Kenya promoted domestic tourism in 2009 in an attempt to counter falling international arrivals, but there are limits to this strategy. International and Kenyan tourists prefer different destinations, with most international tourists travelling to the inland game parks, while domestic tourism is focused on the Indian Ocean beach areas around Mombasa.

While this diversification may be positive, domestic holidaymakers do not spend as much as Western tourists and do not generate foreign exchange earnings. Almost exactly 50% of travellers arrive in Kenya by air, with three-quarters flying in Nairobi and the rest in Mombasa.

Political Risk The coalition cabinet remains the major source of internal political risk in Kenya, with agreement only tentative at the time of writing. The issue of dealing with suspected perpetrators of post-election violence also remains potentially divisive. In July 2009, Prime Minister Raila Odinga said: ‘It is a matter of extensive and intensive consultations and I am sure the cabinet will reach an agreement,’ regarding the prospect of setting up a local tribunal to try the suspects. However, the establishment of a local court would likely be politically unpopular. According to a poll conducted by Steadman, 68% of Kenyans want suspects to be tried at the International Criminal Court.

Economic Risk The most recent data suggest that Kenya is weathering the global recession relatively well, with its economic activity pointing towards growth throughout 2010. In a global context, Kenya is set to have a strong performance, with our real GDP growth estimate for 2009 and forecast 2010 revised up to 2.5% and 3.9% respectively, This is expected to be followed by trend growth of 4.6% annually during 2011- 2014. Kenya has outperformed our expectations, giving us reason to revise up our 2009 and 2010 growth figures from 1.1% and 3.4% previously.

Headline inflation in Kenya fell to 17.8% year-on-year (y-o-y) in June 2009 from 19.5% y-o-y in May.
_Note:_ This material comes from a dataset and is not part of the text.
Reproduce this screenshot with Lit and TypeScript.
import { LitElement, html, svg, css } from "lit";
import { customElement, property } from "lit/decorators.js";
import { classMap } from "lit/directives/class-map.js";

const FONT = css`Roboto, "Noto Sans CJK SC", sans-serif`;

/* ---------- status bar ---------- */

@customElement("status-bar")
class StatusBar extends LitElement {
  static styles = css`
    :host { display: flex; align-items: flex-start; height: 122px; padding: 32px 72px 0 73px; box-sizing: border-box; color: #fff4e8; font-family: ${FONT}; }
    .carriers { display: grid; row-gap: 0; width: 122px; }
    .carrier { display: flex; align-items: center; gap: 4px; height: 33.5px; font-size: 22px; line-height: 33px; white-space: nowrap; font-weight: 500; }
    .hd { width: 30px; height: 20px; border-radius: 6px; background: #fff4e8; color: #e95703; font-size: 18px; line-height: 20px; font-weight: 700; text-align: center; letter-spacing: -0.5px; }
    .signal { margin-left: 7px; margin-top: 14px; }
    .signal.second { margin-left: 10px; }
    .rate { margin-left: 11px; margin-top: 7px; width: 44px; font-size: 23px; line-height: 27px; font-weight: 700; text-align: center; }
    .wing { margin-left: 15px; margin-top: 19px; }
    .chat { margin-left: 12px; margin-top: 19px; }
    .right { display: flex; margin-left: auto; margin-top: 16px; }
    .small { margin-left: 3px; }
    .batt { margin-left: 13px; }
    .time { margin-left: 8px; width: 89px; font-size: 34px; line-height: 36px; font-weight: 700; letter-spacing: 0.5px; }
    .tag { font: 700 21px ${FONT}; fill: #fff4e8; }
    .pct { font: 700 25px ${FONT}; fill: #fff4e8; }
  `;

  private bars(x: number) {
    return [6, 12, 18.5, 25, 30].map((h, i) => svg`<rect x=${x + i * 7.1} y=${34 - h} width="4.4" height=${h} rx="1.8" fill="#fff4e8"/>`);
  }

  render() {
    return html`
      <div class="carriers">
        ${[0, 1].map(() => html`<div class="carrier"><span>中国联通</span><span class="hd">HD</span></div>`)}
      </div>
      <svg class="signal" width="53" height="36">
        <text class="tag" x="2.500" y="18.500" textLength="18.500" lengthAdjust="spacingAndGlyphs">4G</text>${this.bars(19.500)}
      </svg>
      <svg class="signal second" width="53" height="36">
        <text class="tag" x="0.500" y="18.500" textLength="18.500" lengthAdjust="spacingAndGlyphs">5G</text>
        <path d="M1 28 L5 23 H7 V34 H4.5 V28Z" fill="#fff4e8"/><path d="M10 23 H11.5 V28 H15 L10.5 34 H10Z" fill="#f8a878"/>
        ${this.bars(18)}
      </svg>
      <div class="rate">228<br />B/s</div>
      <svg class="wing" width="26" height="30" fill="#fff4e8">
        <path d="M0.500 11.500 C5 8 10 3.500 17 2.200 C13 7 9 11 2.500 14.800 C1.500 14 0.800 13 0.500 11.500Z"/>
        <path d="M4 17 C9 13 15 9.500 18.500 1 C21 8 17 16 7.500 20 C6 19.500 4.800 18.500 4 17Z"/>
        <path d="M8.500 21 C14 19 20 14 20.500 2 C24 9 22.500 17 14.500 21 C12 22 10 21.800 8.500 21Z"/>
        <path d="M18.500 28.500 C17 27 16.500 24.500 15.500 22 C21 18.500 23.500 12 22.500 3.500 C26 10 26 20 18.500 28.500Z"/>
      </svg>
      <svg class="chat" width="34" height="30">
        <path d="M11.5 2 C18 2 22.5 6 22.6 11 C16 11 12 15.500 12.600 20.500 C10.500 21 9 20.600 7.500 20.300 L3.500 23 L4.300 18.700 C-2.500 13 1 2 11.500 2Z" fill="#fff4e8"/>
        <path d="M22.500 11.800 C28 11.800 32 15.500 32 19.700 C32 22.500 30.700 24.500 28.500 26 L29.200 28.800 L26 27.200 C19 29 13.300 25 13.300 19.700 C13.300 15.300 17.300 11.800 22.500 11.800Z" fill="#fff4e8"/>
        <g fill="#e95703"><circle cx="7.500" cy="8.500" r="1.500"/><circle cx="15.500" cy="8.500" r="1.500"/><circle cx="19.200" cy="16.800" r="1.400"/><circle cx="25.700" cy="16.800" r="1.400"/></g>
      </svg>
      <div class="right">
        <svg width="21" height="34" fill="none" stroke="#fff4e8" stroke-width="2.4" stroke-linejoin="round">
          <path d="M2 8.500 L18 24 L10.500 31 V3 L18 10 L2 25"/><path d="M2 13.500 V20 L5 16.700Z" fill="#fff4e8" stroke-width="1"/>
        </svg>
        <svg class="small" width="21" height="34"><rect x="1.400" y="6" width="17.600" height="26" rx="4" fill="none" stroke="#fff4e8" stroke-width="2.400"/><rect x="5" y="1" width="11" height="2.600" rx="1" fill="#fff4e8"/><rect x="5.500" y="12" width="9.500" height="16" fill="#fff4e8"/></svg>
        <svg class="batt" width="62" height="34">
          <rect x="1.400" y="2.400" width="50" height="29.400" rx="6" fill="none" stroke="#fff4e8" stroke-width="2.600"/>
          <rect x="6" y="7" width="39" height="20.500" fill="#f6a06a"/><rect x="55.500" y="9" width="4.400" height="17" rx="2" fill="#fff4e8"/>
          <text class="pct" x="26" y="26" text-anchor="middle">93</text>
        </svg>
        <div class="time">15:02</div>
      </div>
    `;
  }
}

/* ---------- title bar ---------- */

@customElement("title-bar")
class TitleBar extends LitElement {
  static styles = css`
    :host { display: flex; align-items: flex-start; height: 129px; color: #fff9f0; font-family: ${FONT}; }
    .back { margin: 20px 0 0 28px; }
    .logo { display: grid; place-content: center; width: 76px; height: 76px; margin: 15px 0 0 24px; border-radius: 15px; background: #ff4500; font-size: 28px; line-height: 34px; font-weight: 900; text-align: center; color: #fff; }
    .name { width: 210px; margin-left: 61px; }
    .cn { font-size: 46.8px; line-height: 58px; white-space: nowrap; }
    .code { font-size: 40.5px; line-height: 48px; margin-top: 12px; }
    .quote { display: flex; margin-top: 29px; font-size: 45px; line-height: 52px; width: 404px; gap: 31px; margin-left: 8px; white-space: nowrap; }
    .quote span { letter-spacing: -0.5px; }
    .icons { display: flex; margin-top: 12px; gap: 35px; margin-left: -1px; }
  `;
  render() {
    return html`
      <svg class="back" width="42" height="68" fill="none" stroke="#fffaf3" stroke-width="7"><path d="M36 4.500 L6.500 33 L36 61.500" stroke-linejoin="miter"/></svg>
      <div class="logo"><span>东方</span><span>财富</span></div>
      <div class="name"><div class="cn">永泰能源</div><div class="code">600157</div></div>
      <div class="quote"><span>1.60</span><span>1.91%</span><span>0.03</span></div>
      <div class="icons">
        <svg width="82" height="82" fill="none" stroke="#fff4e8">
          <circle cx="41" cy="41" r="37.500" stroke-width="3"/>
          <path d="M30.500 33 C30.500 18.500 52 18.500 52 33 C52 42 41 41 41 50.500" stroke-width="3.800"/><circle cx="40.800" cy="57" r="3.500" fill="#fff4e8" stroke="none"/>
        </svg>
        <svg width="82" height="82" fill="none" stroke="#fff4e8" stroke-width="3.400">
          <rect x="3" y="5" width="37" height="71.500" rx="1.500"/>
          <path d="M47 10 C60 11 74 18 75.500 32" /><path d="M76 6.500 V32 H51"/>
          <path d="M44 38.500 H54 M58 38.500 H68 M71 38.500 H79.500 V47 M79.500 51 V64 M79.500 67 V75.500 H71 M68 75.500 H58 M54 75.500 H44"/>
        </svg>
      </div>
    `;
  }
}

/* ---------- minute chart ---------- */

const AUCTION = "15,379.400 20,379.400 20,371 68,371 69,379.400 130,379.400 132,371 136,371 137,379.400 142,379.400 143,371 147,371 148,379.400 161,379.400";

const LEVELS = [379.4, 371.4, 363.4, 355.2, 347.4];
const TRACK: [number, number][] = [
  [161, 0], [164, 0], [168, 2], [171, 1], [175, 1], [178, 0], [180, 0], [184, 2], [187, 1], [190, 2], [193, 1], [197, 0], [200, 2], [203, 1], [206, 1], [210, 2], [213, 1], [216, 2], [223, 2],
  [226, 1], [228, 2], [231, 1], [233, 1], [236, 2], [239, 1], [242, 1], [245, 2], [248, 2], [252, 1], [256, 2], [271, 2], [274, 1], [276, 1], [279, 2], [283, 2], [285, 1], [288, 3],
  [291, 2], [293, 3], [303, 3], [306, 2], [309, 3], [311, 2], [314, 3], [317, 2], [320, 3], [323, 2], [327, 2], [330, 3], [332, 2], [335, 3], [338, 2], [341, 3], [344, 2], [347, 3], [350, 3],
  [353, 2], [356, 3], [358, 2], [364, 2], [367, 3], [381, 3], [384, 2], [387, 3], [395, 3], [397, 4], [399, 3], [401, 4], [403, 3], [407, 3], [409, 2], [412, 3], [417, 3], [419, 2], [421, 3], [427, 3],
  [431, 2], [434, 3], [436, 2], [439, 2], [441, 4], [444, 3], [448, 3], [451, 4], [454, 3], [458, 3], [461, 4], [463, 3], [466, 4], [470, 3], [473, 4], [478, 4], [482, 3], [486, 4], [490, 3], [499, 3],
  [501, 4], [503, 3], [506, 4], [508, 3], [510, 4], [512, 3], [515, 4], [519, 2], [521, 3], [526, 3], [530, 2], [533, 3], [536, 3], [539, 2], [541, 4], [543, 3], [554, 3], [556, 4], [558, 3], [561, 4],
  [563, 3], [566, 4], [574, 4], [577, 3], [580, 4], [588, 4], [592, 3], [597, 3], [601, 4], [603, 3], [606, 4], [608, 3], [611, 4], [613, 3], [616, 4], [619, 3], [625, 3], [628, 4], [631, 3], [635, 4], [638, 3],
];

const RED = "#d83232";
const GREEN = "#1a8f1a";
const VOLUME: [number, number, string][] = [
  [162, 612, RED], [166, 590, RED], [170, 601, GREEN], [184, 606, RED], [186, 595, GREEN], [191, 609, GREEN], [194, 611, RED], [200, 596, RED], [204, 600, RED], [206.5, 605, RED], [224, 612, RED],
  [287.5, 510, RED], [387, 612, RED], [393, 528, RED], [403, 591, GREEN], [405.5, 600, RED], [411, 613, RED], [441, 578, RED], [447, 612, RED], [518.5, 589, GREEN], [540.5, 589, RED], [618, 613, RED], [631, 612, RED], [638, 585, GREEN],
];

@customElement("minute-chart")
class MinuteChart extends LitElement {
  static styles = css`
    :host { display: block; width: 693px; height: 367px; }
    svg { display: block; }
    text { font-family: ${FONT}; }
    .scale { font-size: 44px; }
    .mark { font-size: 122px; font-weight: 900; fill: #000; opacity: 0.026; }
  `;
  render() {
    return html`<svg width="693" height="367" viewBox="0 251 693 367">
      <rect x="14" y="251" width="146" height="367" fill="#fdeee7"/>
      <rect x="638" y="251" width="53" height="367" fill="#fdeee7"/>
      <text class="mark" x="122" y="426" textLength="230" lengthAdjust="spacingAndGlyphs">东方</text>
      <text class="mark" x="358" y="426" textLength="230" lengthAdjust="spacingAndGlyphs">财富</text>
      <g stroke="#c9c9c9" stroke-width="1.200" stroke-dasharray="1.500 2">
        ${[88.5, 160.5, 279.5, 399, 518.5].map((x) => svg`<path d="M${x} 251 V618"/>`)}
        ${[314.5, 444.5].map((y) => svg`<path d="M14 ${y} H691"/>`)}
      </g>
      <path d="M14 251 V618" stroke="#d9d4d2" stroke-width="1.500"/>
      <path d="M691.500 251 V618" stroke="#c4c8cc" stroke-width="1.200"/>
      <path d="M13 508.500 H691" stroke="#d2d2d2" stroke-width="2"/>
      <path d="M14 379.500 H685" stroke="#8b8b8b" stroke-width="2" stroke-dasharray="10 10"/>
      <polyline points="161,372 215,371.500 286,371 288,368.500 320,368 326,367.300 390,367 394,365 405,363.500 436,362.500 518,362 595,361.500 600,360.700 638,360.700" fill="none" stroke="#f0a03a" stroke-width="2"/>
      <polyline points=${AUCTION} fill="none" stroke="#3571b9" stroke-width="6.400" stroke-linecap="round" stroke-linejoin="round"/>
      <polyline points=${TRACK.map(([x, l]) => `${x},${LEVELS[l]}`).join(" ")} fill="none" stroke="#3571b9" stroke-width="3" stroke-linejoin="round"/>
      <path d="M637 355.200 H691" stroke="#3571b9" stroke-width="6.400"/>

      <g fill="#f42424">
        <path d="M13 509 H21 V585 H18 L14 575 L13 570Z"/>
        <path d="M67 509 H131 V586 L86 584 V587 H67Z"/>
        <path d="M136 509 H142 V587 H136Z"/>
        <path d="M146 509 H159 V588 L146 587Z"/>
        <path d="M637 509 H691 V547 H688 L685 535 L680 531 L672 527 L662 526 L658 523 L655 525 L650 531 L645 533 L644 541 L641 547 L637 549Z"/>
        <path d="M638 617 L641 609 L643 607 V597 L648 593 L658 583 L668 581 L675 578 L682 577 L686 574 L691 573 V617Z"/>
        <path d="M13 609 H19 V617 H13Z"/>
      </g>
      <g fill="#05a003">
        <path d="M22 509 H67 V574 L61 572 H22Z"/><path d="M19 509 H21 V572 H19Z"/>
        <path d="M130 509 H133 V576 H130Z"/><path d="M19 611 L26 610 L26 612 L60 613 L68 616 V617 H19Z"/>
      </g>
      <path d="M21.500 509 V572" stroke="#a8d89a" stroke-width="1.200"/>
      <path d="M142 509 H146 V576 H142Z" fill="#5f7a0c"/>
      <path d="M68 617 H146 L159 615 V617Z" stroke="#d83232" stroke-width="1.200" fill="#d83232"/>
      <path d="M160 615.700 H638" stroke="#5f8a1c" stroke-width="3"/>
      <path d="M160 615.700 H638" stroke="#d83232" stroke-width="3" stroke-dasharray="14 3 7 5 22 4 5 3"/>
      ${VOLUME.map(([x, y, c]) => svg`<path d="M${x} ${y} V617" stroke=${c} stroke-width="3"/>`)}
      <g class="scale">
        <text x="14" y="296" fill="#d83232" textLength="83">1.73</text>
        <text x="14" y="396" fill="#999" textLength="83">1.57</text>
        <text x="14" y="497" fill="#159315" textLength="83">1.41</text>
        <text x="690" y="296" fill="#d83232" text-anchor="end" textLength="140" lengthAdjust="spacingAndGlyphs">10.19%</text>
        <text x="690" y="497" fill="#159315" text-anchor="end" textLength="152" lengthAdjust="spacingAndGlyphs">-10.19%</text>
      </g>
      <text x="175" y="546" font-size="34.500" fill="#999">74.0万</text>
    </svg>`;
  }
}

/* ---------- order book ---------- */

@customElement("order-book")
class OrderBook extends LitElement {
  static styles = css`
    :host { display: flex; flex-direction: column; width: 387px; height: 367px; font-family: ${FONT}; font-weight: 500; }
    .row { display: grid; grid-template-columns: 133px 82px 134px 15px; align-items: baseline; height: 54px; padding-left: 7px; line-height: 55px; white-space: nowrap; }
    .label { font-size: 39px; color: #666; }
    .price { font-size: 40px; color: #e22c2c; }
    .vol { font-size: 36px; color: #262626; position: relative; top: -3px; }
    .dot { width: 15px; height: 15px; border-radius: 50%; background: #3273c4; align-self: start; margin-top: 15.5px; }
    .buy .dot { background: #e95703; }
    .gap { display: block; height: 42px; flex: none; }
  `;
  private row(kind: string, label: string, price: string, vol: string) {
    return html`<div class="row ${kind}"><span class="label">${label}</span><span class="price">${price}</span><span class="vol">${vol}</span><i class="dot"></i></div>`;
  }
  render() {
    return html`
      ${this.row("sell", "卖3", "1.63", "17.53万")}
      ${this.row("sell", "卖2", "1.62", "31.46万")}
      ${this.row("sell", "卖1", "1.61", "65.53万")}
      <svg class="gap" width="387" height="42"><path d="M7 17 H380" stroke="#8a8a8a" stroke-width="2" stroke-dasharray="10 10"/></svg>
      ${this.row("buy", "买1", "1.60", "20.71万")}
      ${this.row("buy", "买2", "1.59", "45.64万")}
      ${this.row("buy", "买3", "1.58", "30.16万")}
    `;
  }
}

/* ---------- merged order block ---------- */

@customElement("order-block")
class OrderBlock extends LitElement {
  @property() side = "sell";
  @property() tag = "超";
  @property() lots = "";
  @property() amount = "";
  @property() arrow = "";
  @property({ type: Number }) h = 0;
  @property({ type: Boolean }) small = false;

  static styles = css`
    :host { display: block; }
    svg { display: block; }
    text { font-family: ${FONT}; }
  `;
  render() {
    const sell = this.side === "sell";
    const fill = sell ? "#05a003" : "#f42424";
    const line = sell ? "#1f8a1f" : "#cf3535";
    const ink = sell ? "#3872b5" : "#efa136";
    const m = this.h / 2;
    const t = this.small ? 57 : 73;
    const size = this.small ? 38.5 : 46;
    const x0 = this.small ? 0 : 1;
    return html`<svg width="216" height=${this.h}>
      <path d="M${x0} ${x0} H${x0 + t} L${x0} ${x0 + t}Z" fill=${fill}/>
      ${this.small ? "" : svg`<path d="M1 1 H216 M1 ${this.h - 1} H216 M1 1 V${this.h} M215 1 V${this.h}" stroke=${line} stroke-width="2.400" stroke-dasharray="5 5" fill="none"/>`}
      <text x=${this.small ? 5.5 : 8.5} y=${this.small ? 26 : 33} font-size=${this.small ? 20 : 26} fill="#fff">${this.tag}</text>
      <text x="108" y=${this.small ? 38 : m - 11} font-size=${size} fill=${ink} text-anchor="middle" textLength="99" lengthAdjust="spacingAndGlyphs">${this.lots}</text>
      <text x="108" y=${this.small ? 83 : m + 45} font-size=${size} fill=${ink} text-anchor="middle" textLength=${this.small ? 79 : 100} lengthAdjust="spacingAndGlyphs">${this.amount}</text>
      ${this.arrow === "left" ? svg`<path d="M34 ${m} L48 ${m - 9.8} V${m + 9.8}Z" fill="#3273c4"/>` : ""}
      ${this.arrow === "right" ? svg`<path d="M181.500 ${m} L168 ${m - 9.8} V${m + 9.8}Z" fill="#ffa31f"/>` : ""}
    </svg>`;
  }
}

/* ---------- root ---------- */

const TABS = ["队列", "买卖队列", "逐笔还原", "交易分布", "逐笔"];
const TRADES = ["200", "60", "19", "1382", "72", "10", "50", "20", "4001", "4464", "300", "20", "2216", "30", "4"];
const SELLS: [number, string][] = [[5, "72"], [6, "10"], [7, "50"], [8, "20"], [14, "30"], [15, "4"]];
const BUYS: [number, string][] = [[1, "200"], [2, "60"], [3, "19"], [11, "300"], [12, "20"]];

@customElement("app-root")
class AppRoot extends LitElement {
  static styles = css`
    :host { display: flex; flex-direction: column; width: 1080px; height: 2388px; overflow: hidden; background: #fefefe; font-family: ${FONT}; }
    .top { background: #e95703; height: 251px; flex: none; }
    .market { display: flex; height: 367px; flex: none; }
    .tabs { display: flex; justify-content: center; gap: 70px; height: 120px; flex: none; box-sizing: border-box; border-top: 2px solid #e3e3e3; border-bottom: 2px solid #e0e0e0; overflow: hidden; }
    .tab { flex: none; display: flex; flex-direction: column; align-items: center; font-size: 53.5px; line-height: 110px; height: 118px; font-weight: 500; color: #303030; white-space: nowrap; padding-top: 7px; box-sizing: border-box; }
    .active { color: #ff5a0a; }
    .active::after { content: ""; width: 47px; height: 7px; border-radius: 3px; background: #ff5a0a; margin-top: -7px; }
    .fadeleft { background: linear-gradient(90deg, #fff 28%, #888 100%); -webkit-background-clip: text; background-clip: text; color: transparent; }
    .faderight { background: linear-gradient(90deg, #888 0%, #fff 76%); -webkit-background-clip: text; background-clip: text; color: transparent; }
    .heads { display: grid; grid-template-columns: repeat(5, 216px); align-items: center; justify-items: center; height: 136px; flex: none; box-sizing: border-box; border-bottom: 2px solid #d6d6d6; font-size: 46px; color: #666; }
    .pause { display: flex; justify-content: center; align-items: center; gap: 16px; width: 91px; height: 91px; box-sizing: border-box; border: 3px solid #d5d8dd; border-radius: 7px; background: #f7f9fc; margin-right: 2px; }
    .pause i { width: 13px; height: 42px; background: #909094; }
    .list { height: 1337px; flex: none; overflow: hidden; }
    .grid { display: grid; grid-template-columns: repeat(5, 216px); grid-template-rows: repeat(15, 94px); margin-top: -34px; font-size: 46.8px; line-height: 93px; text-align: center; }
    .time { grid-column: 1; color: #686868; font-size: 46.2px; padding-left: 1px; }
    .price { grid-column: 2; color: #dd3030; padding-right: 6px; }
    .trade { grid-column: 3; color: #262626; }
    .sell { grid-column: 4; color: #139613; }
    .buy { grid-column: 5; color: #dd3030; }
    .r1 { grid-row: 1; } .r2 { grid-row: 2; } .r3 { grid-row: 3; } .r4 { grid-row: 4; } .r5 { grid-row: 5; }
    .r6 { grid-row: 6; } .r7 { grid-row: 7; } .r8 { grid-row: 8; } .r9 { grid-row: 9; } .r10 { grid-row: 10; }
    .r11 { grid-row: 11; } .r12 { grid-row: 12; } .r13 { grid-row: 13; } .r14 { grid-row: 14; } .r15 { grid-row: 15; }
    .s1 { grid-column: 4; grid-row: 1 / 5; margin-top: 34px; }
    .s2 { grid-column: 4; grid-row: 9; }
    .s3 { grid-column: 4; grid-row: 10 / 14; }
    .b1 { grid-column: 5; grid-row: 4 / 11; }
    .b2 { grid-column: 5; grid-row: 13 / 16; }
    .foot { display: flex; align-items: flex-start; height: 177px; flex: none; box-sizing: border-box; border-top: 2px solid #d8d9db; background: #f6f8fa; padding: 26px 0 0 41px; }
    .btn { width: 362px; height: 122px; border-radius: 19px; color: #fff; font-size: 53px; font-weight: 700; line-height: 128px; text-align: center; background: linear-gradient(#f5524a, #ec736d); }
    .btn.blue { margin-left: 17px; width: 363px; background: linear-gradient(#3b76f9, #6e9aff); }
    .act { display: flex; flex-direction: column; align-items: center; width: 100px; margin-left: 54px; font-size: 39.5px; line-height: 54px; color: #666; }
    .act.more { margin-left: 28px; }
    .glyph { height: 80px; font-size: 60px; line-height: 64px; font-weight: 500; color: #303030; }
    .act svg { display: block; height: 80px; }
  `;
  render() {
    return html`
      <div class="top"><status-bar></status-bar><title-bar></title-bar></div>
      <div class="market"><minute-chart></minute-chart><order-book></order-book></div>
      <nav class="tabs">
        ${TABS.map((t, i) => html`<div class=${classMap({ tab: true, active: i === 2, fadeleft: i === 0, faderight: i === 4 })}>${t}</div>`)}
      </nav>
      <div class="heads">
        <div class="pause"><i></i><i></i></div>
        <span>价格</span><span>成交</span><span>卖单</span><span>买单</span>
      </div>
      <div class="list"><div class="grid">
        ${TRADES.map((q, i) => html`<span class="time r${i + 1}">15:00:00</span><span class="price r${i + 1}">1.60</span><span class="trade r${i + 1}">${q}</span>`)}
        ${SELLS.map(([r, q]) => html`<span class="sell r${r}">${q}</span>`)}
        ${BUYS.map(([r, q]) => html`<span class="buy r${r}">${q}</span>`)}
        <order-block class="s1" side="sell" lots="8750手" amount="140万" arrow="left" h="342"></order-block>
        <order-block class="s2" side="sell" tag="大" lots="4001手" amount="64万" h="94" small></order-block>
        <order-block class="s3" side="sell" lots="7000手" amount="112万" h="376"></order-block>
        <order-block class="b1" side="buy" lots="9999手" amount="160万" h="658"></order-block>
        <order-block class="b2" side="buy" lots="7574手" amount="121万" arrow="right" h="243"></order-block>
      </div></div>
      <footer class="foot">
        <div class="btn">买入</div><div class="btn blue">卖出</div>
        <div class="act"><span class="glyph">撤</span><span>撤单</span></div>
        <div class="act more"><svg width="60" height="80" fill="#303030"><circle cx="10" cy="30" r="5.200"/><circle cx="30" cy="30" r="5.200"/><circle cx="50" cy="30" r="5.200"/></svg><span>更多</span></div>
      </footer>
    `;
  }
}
A spokesperson for the Kenya National Bureau of Statistics (KNBS) attributed the decline to ‘a continued fall in the prices of cabbages, potatoes and other seasonal food items’. According to the data, prices of food and non-alcoholic drinks declined by 2.6% month-on-month (m-o-m) in June 2009. Underlying inflation, which excludes food items, also trended down, falling to 5.8% y-o-y in June from 7.0% in May. We estimate that headline inflation continued declining over the remainder of 2009, hitting 12.0% y-o-y by the end of the year.

Business Environment Kenya’s business environment is one of the best within the East African region. Higher levels of political stability, good airport facilities and flexible labour regulations and investment laws have allowed Kenya to attract a wide range of foreign business. However, there are weaknesses in the business environment, most notably a high level of corruption, which can make it difficult for local businesses and foreign firms to operate in a transparent fashion. The post-election crisis in December 2007 and early 2008 also had an extremely negative impact on the country’s international reputation.